* Direction:
Review the lines that follow and copy each one that contains the word "components".
── Data section ──
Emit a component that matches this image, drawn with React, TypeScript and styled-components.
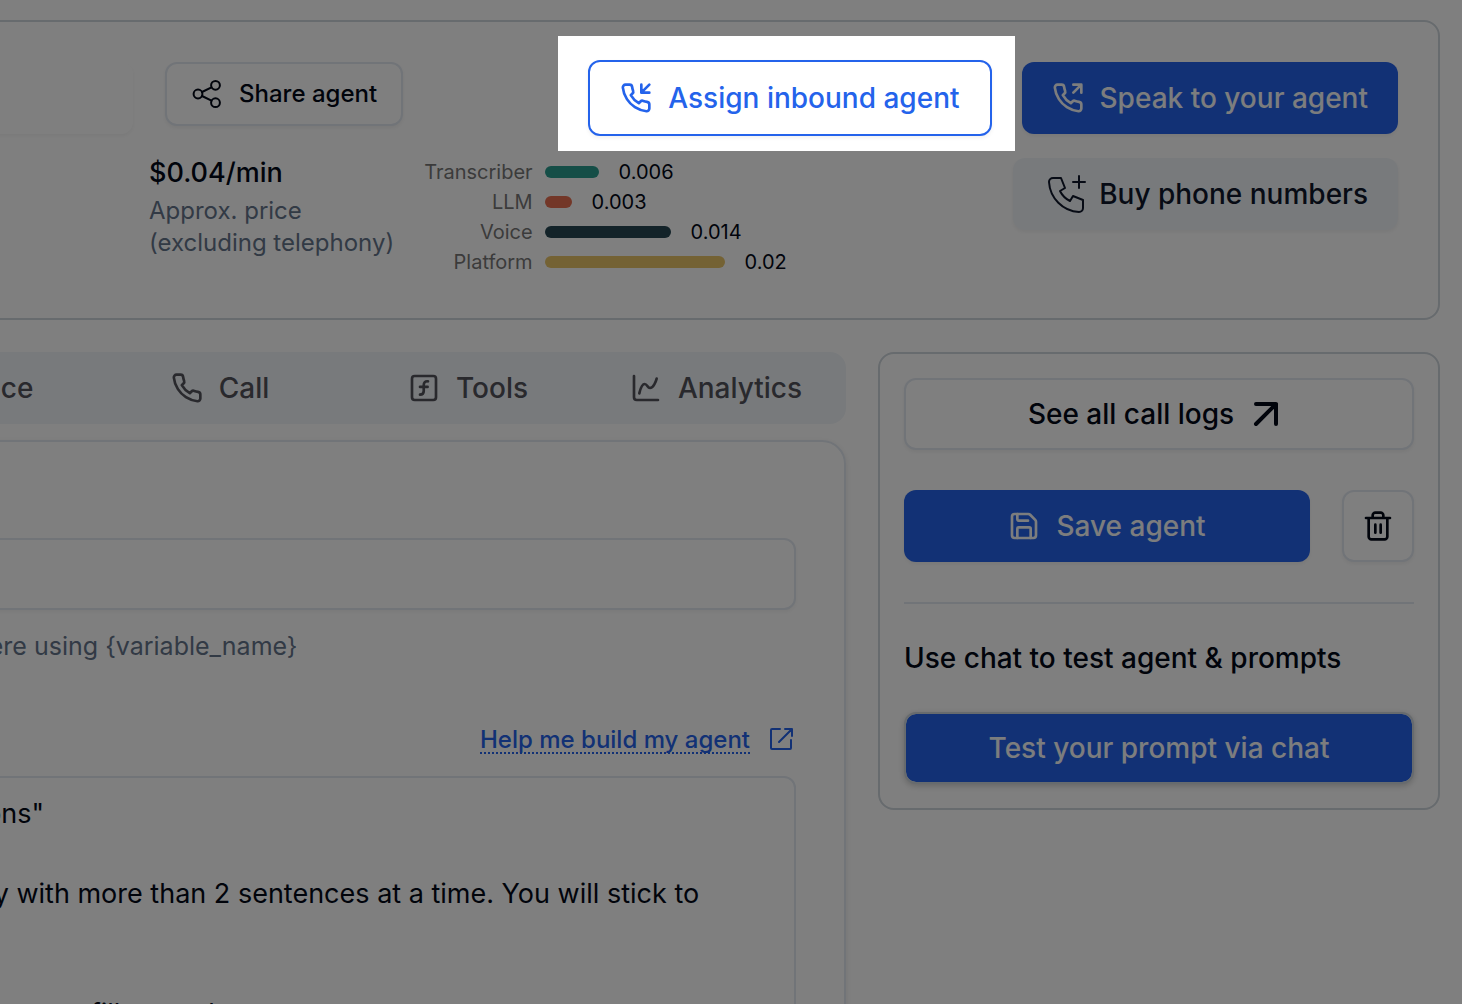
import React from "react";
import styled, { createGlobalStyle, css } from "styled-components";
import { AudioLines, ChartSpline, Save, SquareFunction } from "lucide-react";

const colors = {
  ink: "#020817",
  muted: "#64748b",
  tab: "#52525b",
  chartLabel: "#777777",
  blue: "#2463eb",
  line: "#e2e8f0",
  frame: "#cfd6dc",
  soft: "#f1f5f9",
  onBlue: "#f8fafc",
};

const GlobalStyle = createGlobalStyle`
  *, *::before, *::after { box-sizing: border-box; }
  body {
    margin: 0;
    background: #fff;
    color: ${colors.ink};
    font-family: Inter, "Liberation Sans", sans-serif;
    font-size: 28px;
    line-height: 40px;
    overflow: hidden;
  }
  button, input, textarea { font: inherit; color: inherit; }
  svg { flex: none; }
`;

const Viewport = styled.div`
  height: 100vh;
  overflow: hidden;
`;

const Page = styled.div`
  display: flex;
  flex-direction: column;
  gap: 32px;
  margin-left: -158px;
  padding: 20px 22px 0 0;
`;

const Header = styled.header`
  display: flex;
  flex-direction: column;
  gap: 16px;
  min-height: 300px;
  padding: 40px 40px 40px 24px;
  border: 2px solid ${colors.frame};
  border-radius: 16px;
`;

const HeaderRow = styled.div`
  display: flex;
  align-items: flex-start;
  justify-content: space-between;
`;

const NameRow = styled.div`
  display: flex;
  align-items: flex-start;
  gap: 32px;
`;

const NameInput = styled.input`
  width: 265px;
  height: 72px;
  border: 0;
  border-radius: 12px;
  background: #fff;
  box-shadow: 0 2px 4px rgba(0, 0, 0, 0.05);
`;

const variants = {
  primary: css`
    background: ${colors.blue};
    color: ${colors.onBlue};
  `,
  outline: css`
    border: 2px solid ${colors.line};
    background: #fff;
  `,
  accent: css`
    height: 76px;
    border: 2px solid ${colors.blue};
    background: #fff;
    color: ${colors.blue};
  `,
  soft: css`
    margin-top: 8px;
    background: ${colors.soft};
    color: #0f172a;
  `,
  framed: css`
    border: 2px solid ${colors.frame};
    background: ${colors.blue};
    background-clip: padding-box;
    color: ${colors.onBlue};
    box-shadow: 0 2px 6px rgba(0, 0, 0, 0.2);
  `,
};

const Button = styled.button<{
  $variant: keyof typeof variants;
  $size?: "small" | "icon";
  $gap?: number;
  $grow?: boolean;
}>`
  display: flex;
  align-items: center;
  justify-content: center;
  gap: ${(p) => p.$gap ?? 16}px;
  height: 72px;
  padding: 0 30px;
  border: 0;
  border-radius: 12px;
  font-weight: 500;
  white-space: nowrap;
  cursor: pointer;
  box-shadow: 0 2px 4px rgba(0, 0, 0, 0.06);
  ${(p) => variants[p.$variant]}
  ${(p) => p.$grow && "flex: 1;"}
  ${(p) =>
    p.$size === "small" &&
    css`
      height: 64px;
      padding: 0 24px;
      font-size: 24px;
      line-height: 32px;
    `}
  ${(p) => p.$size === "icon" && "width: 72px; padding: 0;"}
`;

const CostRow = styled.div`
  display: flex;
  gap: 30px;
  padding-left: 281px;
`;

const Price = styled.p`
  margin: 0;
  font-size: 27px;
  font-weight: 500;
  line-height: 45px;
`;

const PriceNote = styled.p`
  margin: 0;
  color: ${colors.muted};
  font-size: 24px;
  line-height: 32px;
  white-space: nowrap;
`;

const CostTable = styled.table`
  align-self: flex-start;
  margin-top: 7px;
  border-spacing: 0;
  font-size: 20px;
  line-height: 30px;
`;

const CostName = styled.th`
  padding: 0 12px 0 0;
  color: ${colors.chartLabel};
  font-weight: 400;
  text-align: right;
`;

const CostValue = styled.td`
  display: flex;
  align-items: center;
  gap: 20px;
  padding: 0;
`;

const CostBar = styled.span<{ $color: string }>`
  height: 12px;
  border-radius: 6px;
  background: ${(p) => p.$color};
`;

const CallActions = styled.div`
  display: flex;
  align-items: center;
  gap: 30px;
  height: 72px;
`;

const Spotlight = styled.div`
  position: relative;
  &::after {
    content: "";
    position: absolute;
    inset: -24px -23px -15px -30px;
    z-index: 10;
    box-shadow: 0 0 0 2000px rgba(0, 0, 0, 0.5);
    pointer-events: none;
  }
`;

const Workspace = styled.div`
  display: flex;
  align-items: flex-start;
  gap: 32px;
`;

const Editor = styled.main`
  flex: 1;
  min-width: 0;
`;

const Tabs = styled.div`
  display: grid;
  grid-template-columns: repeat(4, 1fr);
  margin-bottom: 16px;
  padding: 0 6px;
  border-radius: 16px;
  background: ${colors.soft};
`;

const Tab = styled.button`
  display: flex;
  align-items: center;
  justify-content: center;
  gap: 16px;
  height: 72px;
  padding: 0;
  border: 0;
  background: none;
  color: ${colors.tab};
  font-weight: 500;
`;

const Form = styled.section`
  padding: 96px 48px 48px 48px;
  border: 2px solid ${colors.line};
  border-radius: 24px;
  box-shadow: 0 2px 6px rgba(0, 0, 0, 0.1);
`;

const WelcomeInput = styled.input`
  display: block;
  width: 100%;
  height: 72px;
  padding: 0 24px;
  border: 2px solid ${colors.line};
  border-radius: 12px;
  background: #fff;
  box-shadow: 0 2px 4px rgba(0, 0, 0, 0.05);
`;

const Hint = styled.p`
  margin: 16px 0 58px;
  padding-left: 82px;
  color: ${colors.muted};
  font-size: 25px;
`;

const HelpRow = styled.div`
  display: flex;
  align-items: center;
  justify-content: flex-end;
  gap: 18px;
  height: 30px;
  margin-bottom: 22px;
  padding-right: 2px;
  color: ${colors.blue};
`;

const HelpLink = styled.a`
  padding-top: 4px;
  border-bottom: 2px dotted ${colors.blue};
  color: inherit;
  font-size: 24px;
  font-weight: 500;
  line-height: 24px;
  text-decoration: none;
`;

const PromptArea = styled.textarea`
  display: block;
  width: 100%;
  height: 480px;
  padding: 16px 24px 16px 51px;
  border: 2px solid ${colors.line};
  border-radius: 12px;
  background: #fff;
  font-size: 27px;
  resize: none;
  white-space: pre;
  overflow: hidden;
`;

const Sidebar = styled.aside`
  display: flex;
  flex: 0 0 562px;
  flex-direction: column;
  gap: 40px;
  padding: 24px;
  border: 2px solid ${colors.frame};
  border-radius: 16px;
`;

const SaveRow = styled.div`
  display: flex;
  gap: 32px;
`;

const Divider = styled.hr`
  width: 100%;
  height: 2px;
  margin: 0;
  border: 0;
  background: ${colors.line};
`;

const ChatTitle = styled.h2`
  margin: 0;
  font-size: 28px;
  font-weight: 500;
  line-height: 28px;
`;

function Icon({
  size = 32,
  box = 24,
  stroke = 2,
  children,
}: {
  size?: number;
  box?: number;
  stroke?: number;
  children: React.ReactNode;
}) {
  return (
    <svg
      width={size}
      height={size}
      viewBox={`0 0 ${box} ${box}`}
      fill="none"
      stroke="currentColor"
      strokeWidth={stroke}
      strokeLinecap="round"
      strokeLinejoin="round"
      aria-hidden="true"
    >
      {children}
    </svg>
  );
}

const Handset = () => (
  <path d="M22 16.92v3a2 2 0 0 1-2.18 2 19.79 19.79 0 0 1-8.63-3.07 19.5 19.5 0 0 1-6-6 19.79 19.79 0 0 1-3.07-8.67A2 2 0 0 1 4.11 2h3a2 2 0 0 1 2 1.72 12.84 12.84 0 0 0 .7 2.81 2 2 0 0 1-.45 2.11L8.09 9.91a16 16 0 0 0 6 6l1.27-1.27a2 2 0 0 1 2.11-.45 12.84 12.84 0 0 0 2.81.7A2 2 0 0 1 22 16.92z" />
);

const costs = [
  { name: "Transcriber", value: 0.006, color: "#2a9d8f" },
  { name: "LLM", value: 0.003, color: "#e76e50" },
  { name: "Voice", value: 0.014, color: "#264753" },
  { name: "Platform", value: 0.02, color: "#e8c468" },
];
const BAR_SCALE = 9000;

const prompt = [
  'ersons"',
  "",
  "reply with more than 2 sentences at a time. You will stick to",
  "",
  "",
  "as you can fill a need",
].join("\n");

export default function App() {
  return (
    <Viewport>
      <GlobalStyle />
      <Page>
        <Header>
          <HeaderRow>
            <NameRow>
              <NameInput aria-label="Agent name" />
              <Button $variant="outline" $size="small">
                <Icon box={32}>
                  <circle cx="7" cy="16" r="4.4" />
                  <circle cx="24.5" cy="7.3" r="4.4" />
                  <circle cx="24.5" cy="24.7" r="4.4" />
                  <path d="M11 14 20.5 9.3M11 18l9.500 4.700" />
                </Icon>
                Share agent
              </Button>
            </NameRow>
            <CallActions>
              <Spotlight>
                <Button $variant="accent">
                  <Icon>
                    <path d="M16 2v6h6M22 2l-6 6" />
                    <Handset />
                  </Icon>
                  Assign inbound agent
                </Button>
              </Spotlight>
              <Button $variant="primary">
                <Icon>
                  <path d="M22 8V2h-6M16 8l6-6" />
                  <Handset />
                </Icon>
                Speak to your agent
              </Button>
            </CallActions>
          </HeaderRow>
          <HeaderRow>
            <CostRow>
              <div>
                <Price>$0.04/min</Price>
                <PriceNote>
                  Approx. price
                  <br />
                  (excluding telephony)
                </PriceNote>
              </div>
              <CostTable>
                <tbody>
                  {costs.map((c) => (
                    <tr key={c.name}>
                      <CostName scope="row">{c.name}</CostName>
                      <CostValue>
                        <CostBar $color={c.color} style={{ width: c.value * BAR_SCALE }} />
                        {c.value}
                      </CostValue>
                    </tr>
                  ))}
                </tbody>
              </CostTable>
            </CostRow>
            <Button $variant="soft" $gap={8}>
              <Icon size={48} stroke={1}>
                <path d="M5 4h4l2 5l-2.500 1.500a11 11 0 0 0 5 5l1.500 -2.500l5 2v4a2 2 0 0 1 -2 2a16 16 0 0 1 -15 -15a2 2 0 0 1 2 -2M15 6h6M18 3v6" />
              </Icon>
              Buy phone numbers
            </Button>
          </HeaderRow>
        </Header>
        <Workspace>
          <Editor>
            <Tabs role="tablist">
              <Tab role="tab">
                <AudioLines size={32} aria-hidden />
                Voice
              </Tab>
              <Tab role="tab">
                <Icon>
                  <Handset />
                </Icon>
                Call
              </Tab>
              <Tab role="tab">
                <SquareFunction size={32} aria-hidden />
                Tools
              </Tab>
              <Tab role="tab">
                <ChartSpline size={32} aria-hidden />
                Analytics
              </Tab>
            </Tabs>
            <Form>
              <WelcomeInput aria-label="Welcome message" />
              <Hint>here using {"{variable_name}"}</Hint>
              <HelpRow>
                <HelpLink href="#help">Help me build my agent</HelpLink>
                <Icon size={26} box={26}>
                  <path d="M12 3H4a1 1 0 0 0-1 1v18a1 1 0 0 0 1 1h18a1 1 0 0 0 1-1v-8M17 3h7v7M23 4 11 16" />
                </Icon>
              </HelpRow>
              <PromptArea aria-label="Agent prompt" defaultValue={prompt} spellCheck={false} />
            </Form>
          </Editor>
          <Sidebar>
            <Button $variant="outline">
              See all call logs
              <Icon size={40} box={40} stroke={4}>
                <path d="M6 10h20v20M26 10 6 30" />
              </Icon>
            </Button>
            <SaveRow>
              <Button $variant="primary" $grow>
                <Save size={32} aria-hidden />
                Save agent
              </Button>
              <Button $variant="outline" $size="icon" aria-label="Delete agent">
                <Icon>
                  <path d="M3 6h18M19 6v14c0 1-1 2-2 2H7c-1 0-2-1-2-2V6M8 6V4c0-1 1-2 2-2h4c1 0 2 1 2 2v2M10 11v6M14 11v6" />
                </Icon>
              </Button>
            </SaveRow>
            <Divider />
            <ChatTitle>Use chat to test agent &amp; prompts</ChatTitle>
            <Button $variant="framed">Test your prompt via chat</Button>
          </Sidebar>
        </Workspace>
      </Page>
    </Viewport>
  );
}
───
* Reply to the exercise:
Emit a component that matches this image, drawn with React, TypeScript and styled-components.
import styled, { createGlobalStyle, css } from "styled-components";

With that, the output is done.